**Aim of the exercise:** Repeat, exactly and only, the lines from the beginning of the data through the line with "import React from". Pictures are left out.

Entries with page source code
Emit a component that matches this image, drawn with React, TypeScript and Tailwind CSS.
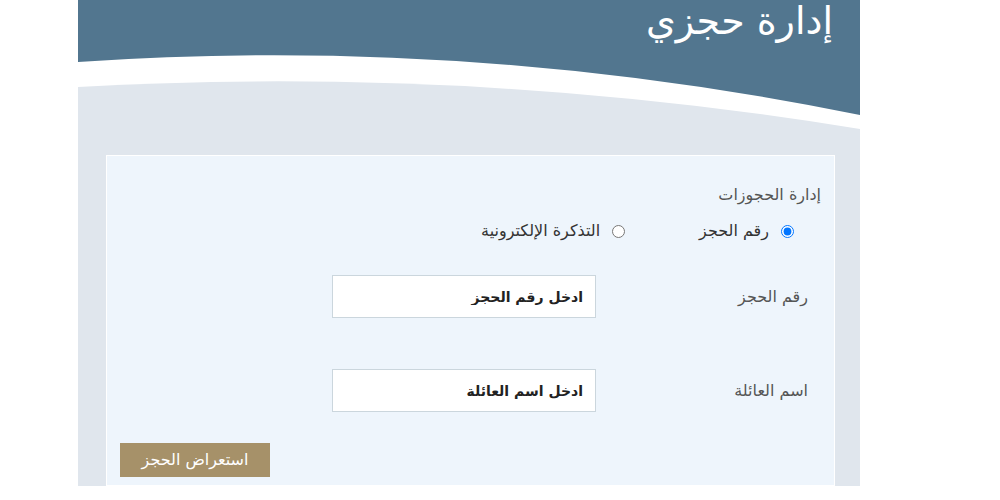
import React from "react";

export default function App() {
  const font = { fontFamily: '"DejaVu Sans", "Liberation Sans", sans-serif' };
  return (
    <div className="w-[1000px] h-[500px] bg-white overflow-hidden" style={font}>
      <div className="ml-[78px] w-[782px] flex flex-col">
        {/* header */}
        <div className="h-[55px] bg-[#52768f] flex justify-end items-start pr-[27px]">
          <h1 dir="rtl" className="text-white text-[38px] leading-[42px] font-normal">
            إدارة حجزي
          </h1>
        </div>
        <svg width="782" height="80" viewBox="0 0 782 80" className="block">
          <rect x="0" y="0" width="782" height="80" fill="#ffffff" />
          <path d="M0,0 L0,7 Q388,-20 782,60 L782,0 Z" fill="#52768f" />
          <path d="M0,32 Q391,10 782,74 L782,80 L0,80 Z" fill="#e0e6ed" />
        </svg>
        {/* grey body */}
        <div className="bg-[#e0e6ed] pt-[20px] pl-[28px] pr-[25px] h-[351px]">
          <div dir="rtl" className="h-full bg-[#eef5fc] border border-white flex flex-col">
            <div className="mt-[29px] pr-[13px] text-[16px] leading-[20px] text-[#555]">
              إدارة الحجوزات
            </div>
            <div className="mt-[16px] pr-[40px] flex items-center h-[20px] text-[16px] text-[#333]">
              <label className="flex items-center gap-[12px]">
                <input type="radio" name="t" defaultChecked className="w-[13px] h-[13px] m-0 accent-[#0075ff]" />
                <span>رقم الحجز</span>
              </label>
              <label className="flex items-center gap-[12px] mr-[74px]">
                <input type="radio" name="t" className="w-[13px] h-[13px] m-0" />
                <span>التذكرة الإلكترونية</span>
              </label>
            </div>
            <div className="mt-[34px] flex items-center pr-[26px]">
              <div className="w-[212px] text-[16px] text-[#555]">رقم الحجز</div>
              <input
                placeholder="ادخل رقم الحجز"
                className="w-[264px] h-[43px] bg-white border border-[#cbd6dd] px-[12px] text-[14px] font-bold outline-none placeholder:text-[#222]"
              />
            </div>
            <div className="mt-[51px] flex items-center pr-[26px]">
              <div className="w-[212px] text-[16px] text-[#555]">اسم العائلة</div>
              <input
                placeholder="ادخل اسم العائلة"
                className="w-[264px] h-[43px] bg-white border border-[#cbd6dd] px-[12px] text-[14px] font-bold outline-none placeholder:text-[#222]"
              />
            </div>
            <div className="mt-[31px] flex justify-end pl-[13px]">
              <button className="w-[150px] h-[34px] bg-[#a69169] text-white text-[16px]">
                استعراض الحجز
              </button>
            </div>
          </div>
        </div>
      </div>
    </div>
  );
}
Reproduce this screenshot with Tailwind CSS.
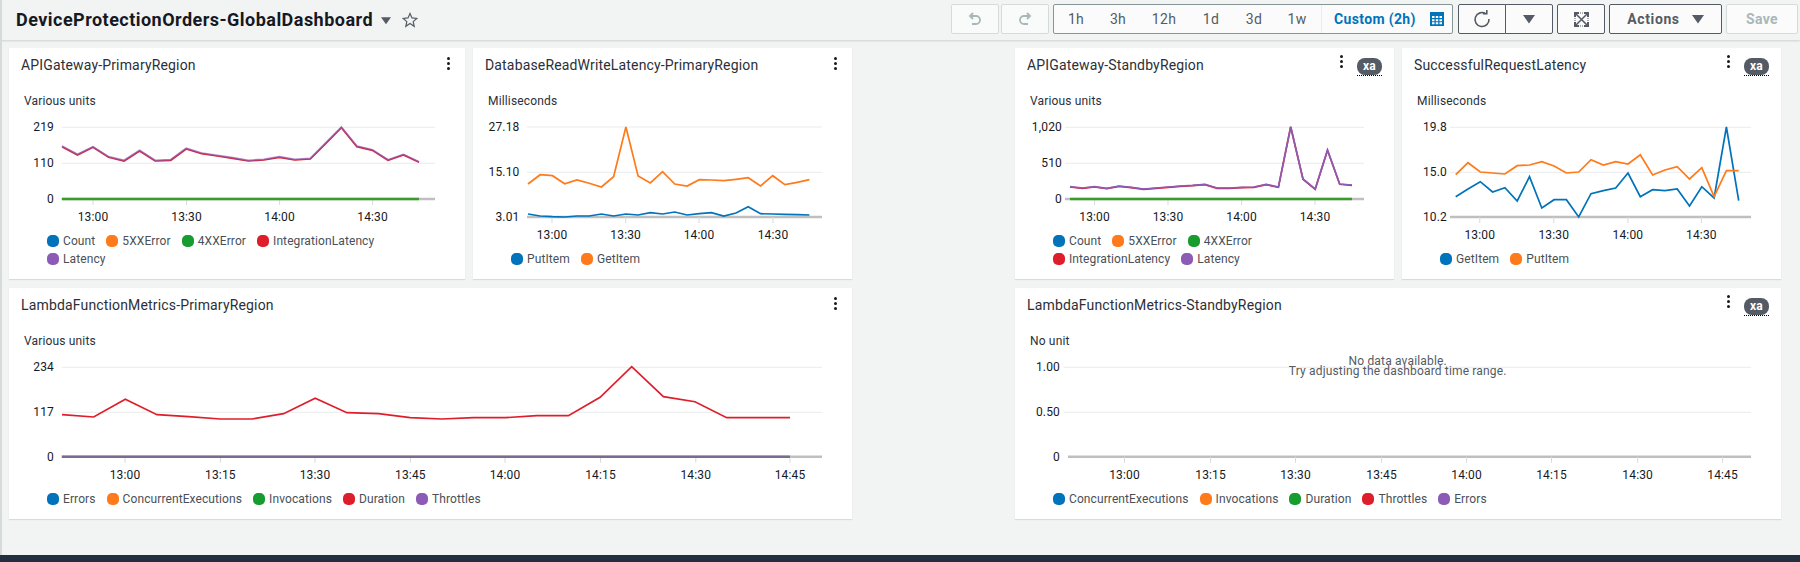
<!DOCTYPE html>
<html lang="en">
<head>
    <meta charset="UTF-8">
    <title>DeviceProtectionOrders-GlobalDashboard</title>
    <script src="https://cdn.jsdelivr.net/npm/@tailwindcss/browser@4"></script>
</head>
<body class="bg-[#f2f3f3] h-[562px] overflow-hidden flex flex-col font-['Roboto','Noto_Sans',sans-serif] text-[#16191f] tracking-[0.16px]">

    <!-- toolbar -->
    <header class="h-[40px] shrink-0 flex items-center shadow-[0_1px_2px_rgba(0,0,0,0.15)] border-l-2 border-[#d5dbdb]">
        <h1 class="ml-[14px] text-[18px] font-bold leading-none whitespace-nowrap tracking-[0.47px]">DeviceProtectionOrders-GlobalDashboard</h1>
        <svg class="ml-[8px] mt-[1px]" width="10" height="9" viewBox="0 0 12 10"><path d="M0 1h12L6 9.500z" fill="#545b64"/></svg>
        <svg class="ml-[11px]" width="16" height="16" viewBox="0 0 16 16"><path d="M8 1.500l2 4.400 4.800.5-3.600 3.200 1 4.700L8 11.400l-4.200 2.900 1-4.700L1.200 6.400 6 5.900z" fill="none" stroke="#545b64" stroke-width="1.200"/></svg>

        <div class="ml-auto mt-[-2px] flex items-center h-[30px] text-[14px]">
            <button class="w-[48px] h-full bg-[#f9fafa] border border-[#d5dbdb] rounded-[2px] flex items-center justify-center">
                <svg width="16" height="16" viewBox="0 0 16 16" fill="none" stroke="#aab7b8" stroke-width="1.800"><path d="M6 2L3 5l3 3M3 5h6a4 4 0 0 1 0 8H5"/></svg>
            </button>
            <button class="ml-[2px] w-[48px] h-full bg-[#f9fafa] border border-[#d5dbdb] rounded-[2px] flex items-center justify-center">
                <svg width="16" height="16" viewBox="0 0 16 16" fill="none" stroke="#aab7b8" stroke-width="1.800"><path d="M10 2l3 3-3 3M13 5H7a4 4 0 0 0 0 8h4"/></svg>
            </button>
            <div class="ml-[4px] w-[400px] h-full bg-[#fbfbfb] border border-[#879596] rounded-[2px] flex items-center">
                <div class="w-[267px] h-full flex items-center text-[#545b64] tracking-[0.3px]">
                    <span class="w-[42px] text-center ml-[1px]">1h</span>
                    <span class="w-[42px] text-center">3h</span>
                    <span class="w-[50px] text-center">12h</span>
                    <span class="w-[44px] text-center">1d</span>
                    <span class="w-[42px] text-center">3d</span>
                    <span class="w-[44px] text-center">1w</span>
                </div>
                <div class="h-full flex-1 border-l border-[#eaeded] flex items-center pl-[12px]">
                    <span class="w-[82px] font-bold text-[#0073bb] whitespace-nowrap tracking-[0.35px]">Custom (2h)</span>
                    <svg class="ml-[14px]" width="14" height="14" viewBox="0 0 14 14"><rect width="14" height="14" fill="#0073bb"/><path d="M2 4h2.500v2H2zM5.750 4h2.500v2h-2.500zM9.500 4H12v2H9.500zM2 7.200h2.500v2H2zM5.750 7.200h2.500v2h-2.500zM9.500 7.200H12v2H9.500zM2 10.300h2.500v2H2zM5.750 10.300h2.500v2h-2.500zM9.500 10.300H12v2H9.500z" fill="#fff"/></svg>
                </div>
            </div>
            <button class="ml-[5px] w-[48px] h-full bg-[#fbfbfb] border border-[#545b64] rounded-l-[2px] flex items-center justify-center">
                <svg width="18" height="18" viewBox="0 0 18 18" fill="none" stroke="#545b64" stroke-width="1.600"><path d="M13 3.800A7 7 0 1 0 16 9"/><path d="M9.800 3.800h4V0" /></svg>
            </button>
            <button class="ml-[-1px] w-[48px] h-full bg-[#fbfbfb] border border-[#545b64] rounded-r-[2px] flex items-center justify-center">
                <svg width="12" height="10" viewBox="0 0 12 10"><path d="M0 1h12L6 9.500z" fill="#545b64"/></svg>
            </button>
            <button class="ml-[4px] w-[48px] h-full bg-[#fbfbfb] border border-[#545b64] rounded-[2px] flex items-center justify-center">
                <svg width="15" height="15" viewBox="0 0 15 15" fill="none" stroke="#545b64"><path stroke-width="2" d="M1 5V1h4M10 1h4v4M14 10v4h-4M5 14H1v-4"/><path stroke-width="1.500" d="M2 2l11 11M13 2L2 13"/><path stroke-width="1" d="M6 1h3M6 14h3M1 6v3M14 6v3" stroke-dasharray="1 1"/></svg>
            </button>
            <button class="ml-[4px] w-[113px] h-full bg-[#fbfbfb] border border-[#545b64] rounded-[2px] flex items-center justify-center gap-[12px] font-bold text-[#545b64] tracking-[0.6px]">
                Actions
                <svg width="12" height="10" viewBox="0 0 12 10"><path d="M0 1h12L6 9.500z" fill="#545b64"/></svg>
            </button>
            <button class="ml-[4px] mr-[2px] w-[72px] h-full bg-[#fbfbfb] border border-[#d5dbdb] rounded-[2px] font-bold text-[#aab7b8] tracking-[0.3px]">Save</button>
        </div>
    </header>

    <!-- widgets -->
    <main class="flex-1 flex pl-[7px] pt-[8px] border-l-2 border-[#d5dbdb]">
        <div class="w-[843px] flex flex-col gap-[9px]">
            <div class="flex gap-[8px]">
                <section data-chart="gw1" class="w-[456px] h-[231px] bg-white shadow-[0_1px_1px_rgba(0,0,0,0.1)]"></section>
                <section data-chart="db" class="w-[379px] h-[231px] bg-white shadow-[0_1px_1px_rgba(0,0,0,0.1)]"></section>
            </div>
            <section data-chart="fn1" class="w-[843px] h-[231px] bg-white shadow-[0_1px_1px_rgba(0,0,0,0.1)]"></section>
        </div>
        <div class="ml-[163px] w-[766px] flex flex-col gap-[9px]">
            <div class="flex gap-[8px]">
                <section data-chart="gw2" class="w-[379px] h-[231px] bg-white shadow-[0_1px_1px_rgba(0,0,0,0.1)]"></section>
                <section data-chart="req" class="w-[379px] h-[231px] bg-white shadow-[0_1px_1px_rgba(0,0,0,0.1)]"></section>
            </div>
            <section data-chart="fn2" class="w-[766px] h-[231px] bg-white shadow-[0_1px_1px_rgba(0,0,0,0.1)]"></section>
        </div>
    </main>

    <footer class="h-[7px] shrink-0 bg-[#232f3e]"></footer>

    <script>
        const C = { blue: '#0073bb', orange: '#ff7a1a', green: '#169c2f', red: '#df1e2b', purple: '#8c5bb5' };
        const gw = { Count: C.blue, '5XXError': C.orange, '4XXError': C.green, IntegrationLatency: C.red, Latency: C.purple };

        // y values are screen coordinates, taken off the reference
        const scr = (arr, base = 0) => arr.map(v => base + v / 3);

        const latency1 = [438,463,440,470,481,451,481,479,445,459,466,473,481,478,470,478,475,428,381,438,449,479,463,485];
        const latency2 = [560,564,560,565,558,562,567,564,561,558,556,553,564,564,562,561,553,561,380,537,567,450,552,555];
        const duration = [404,411,358,404,410,417,417,401,355,398,401,413,417,413,413,407,407,352,260,350,365,413,413,413];

        const charts = {
            gw1: {
                title: 'APIGateway-PrimaryRegion', unit: 'Various units', left: 9, width: 456, top: 48, right: 435, gridL: 61.5, labelX: 54,
                grid: [[127.300, '219'], [163.300, '110'], [199, '0']], legend: gw, legendH: 36,
                ticks: [[93, '13:00'], [186.600, '13:30'], [279.600, '14:00'], [372.600, '14:30']],
                x0: 62, x1: 419,
                lines: [
                    [C.red, scr(latency1.map(v => v + 2))],
                    [C.purple, scr(latency1), 0.7],
                ],
                flat: [['#3d9a2e', 199]],
            },
            db: {
                title: 'DatabaseReadWriteLatency-PrimaryRegion', unit: 'Milliseconds', left: 473, width: 379, top: 48, right: 822, gridL: 527, labelX: 519.500,
                grid: [[127, '27.18'], [172.300, '15.10'], [217, '3.01']], legend: { PutItem: C.blue, GetItem: C.orange }, legendH: 18,
                ticks: [[552, '13:00'], [625.700, '13:30'], [699, '14:00'], [773, '14:30']],
                x0: 528, x1: 809.400,
                lines: [
                    [C.orange, scr([552,524,527,551,540,550,561,530,381,528,549,515,552,558,539,540,542,538,533,558,527,554,547,539])],
                    [C.blue, scr([642,648,650,651,648,648,642,648,642,645,638,642,636,645,641,638,648,639,620,641,642,643,644,645])],
                ],
            },
            gw2: {
                title: 'APIGateway-StandbyRegion', unit: 'Various units', left: 1015, width: 379, top: 48, right: 1364, gridL: 1065, labelX: 1062, badge: true,
                grid: [[127.300, '1,020'], [163.300, '510'], [199, '0']], legend: gw, legendH: 36,
                ticks: [[1094.600, '13:00'], [1168, '13:30'], [1241.600, '14:00'], [1315, '14:30']],
                x0: 1070, x1: 1352,
                lines: [
                    [C.red, scr(latency2.map(v => v + 1))],
                    [C.purple, scr(latency2)],
                ],
                flat: [['#3d9a2e', 199]],
            },
            req: {
                title: 'SuccessfulRequestLatency', unit: 'Milliseconds', left: 1402, width: 379, top: 48, right: 1751, gridL: 1450, labelX: 1447, badge: true,
                grid: [[127.300, '19.8'], [172.300, '15.0'], [217, '10.2']], legend: { GetItem: C.blue, PutItem: C.orange }, legendH: 18,
                ticks: [[1479.800, '13:00'], [1553.800, '13:30'], [1627.900, '14:00'], [1701.400, '14:30']],
                x0: 1455.700, x1: 1738.700,
                lines: [
                    [C.blue, scr([590,567,545,576,563,603,530,624,599,599,651,581,572,564,519,590,569,572,567,618,560,594,381,602])],
                    [C.orange, scr([524,488,516,519,522,497,495,485,498,519,516,479,495,485,492,464,525,510,500,537,503,590,512,512])],
                ],
            },
            fn1: {
                title: 'LambdaFunctionMetrics-PrimaryRegion', unit: 'Various units', left: 9, width: 843, top: 288, right: 822, gridL: 61.500, labelX: 54,
                grid: [[367.300, '234'], [412.300, '117'], [456.700, '0']],
                legend: { Errors: C.blue, ConcurrentExecutions: C.orange, Invocations: C.green, Duration: C.red, Throttles: C.purple }, legendH: 18,
                ticks: [[125, '13:00'], [220.400, '13:15'], [315, '13:30'], [410.400, '13:45'], [505, '14:00'], [600.500, '14:15'], [695.800, '14:30'], [790, '14:45']],
                x0: 62, x1: 790,
                lines: [[C.red, scr(duration, 280)]],
                flat: [['#7d6b8f', 456.700]],
            },
            fn2: {
                title: 'LambdaFunctionMetrics-StandbyRegion', unit: 'No unit', left: 1015, width: 766, top: 288, right: 1751, gridL: 1063.600, labelX: 1060, badge: true, axisL: 1068, empty: true,
                grid: [[367.300, '1.00'], [412.300, '0.50'], [456.700, '0']],
                legend: { ConcurrentExecutions: C.blue, Invocations: C.orange, Duration: C.green, Throttles: C.red, Errors: C.purple }, legendH: 18,
                ticks: [[1124.500, '13:00'], [1210.600, '13:15'], [1295.500, '13:30'], [1381.600, '13:45'], [1466.600, '14:00'], [1551.500, '14:15'], [1637.700, '14:30'], [1722.600, '14:45']],
            },
        };

        function chartSvg(c) {
            const top = c.top + 64;
            const h = 231 - 64 - 11 - c.legendH;
            const axis = c.grid[c.grid.length - 1][0];
            let s = `<svg class="block" width="${c.width}" height="${h}" viewBox="${c.left} ${top} ${c.width} ${h}" font-size="12" fill="#16191f">`;
            c.grid.forEach(([y, label], i) => {
                const last = i === c.grid.length - 1;
                s += last
                    ? `<line x1="${c.axisL || c.gridL}" x2="${c.right}" y1="${y}" y2="${y}" stroke="#bfbfbf" stroke-width="2.500"/>`
                    : `<line x1="${c.gridL}" x2="${c.right}" y1="${y}" y2="${y}" stroke="#e9ebed"/>`;
                s += `<text x="${c.labelX}" y="${y + 4}" text-anchor="end">${label}</text>`;
            });
            c.ticks.forEach(([x, label]) => {
                s += `<line x1="${x}" x2="${x}" y1="${axis}" y2="${axis + 6}" stroke="#d5dbdb"/>`;
                s += `<text x="${x}" y="${axis + 22}" text-anchor="middle">${label}</text>`;
            });
            (c.flat || []).forEach(([color, y]) => {
                s += `<line x1="${c.x0}" x2="${c.x1}" y1="${y}" y2="${y}" stroke="${color}" stroke-width="2.500"/>`;
            });
            (c.lines || []).forEach(([color, ys, alpha]) => {
                const dx = (c.x1 - c.x0) / (ys.length - 1);
                const pts = ys.map((y, i) => `${(c.x0 + i * dx).toFixed(1)},${y.toFixed(1)}`).join(' ');
                s += `<polyline points="${pts}" fill="none" stroke="${color}" stroke-width="1.700" opacity="${alpha || 1}"/>`;
            });
            if (c.empty) {
                const mid = 1397.700;
                s += `<text x="${mid}" y="365" text-anchor="middle" fill="#545b64">No data available.</text>`;
                s += `<text x="${mid}" y="375" text-anchor="middle" fill="#545b64">Try adjusting the dashboard time range.</text>`;
            }
            return s + '</svg>';
        }

        document.querySelectorAll('[data-chart]').forEach(el => {
            const c = charts[el.dataset.chart];
            const legend = Object.entries(c.legend).map(([name, color]) =>
                `<span class="flex items-center h-[18px] mr-[11px] whitespace-nowrap"><i class="w-[12px] h-[12px] rounded-[5px] mr-[4px]" style="background:${color}"></i>${name}</span>`).join('');
            el.innerHTML = `
                <div class="h-[33px] flex items-center px-[12px]">
                    <h2 class="text-[14px] text-[#2b3038] whitespace-nowrap mt-[1px]">${c.title}</h2>
                    <div class="ml-auto flex items-center">
                        <span class="flex flex-col gap-[2px] mt-[-2px] ${c.badge ? 'mr-[14px] mb-[4px]' : 'mr-[3px]'}"><i class="w-[3px] h-[3px] bg-[#16191f] rounded-full"></i><i class="w-[3px] h-[3px] bg-[#16191f] rounded-full"></i><i class="w-[3px] h-[3px] bg-[#16191f] rounded-full"></i></span>
                        ${c.badge ? '<span class="w-[25px] h-[18px] mt-[4px] border-b border-dotted border-black"><span class="block h-[17px] rounded-[8px] bg-[#545b64] text-white text-[12px] font-bold leading-[17px] text-center">xa</span></span>' : ''}
                    </div>
                </div>
                <div class="h-[31px] pt-[11px] pl-[15px] text-[12px] leading-[18px] text-[#2b3038]">${c.unit}</div>
                ${chartSvg(c)}
                <div class="ml-[38px] flex flex-wrap text-[12px] text-[#4a5058] tracking-[0.1px]" style="width:${c.right - c.left - 38}px">${legend}</div>`;
        });
    </script>
</body>
</html>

**Task solution:**
Emit a component that matches this image, drawn with React, TypeScript and Tailwind CSS.
import React from "react";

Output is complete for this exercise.